Mackenzie was also the first European to cross North America north of Mexico. In 1793 the North West Company of Montréal approved Mackenzie’s plan to search for a route to the Pacific Ocean to facilitate the fur trade. Starting in northern Alberta, Mackenzie led a company up the Peace River. They crossed from the Arctic watershed to the Pacific over an unnamed pass that led to the Fraser River, which Mackenzie assumed to be the Columbia River, the Fraser then but little known. South of the big bend in the Fraser, the party headed west over land and reached salt water. Mackenzie concluded that the route was impractical.
“Mackenzie River / Fleuve Mackenzie” is among the 75 “Pan-Canadian names,” large and well-known Canadian features and areas designated in Treasury Board Circular 1983-58 to require presentation in both official languages of Canada on federal maps. In French, a fleuve is a river that flows into an ocean or sea.

“Meeting of the Athabasca and Leatherhead Passes. Site of the ‘Henry House,’ an old trading-post of the Great North West Trading Company! — Indian grave— Rylatt p. 131

William Henry (1784-1864). From “Travels and Adventures” (Bain, ed., Boston, 1901 Red River Ancestry
On the Palliser map, “Miette or Henry Ho.” is at the confluence of the Miette River and Athabasca River, modern-day Jasper.
This post is denoted “Henry’s House (2)” in Ernest Voorhis [1859–1933], “Historic Forts.”
Alexander Henry Jr. built a Henry House in 1811 on the upper Athabaska river at the confluence of the Miette river, facing Yellowhead pass. It was destroyed after two or three years. [1]

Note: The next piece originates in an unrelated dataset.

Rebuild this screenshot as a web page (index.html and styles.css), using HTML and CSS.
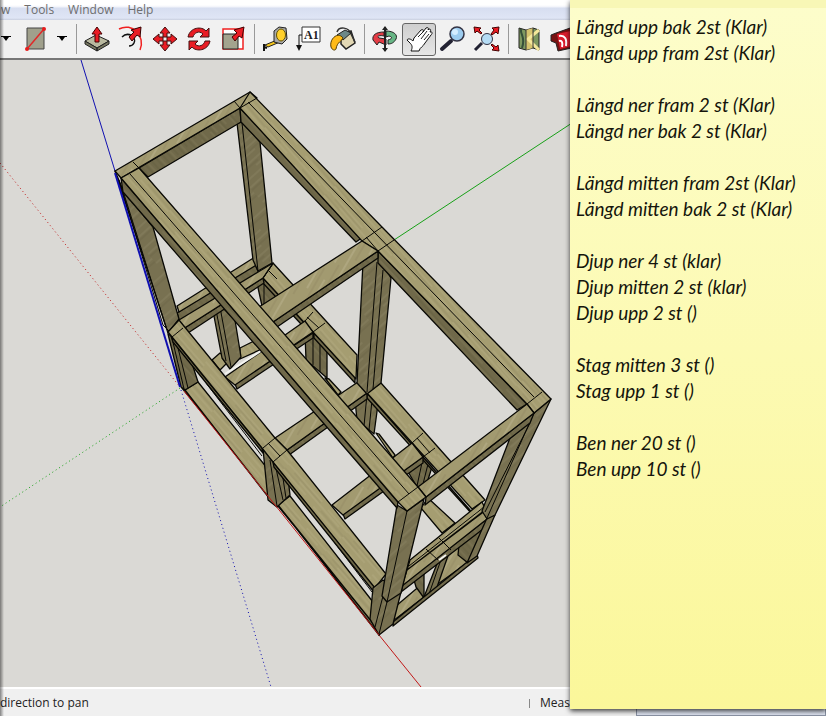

“Henry’s House” or “William Henry’s Old House” was a minor North West Company [1779–1821] trading post on the route to Athabasca Pass. In 1811, while David Thompson [1770–1857] was making the first recorded crossing the pass, William Henry, the eldest son of Alexander Henry [1739–1824], provided support on the eastern side of the mountains [2].
Henry built a post on the Athabasca River near the mouth of the Miette River, where the trails from the Athabasca and Yellowhead passes reached the head of navigation.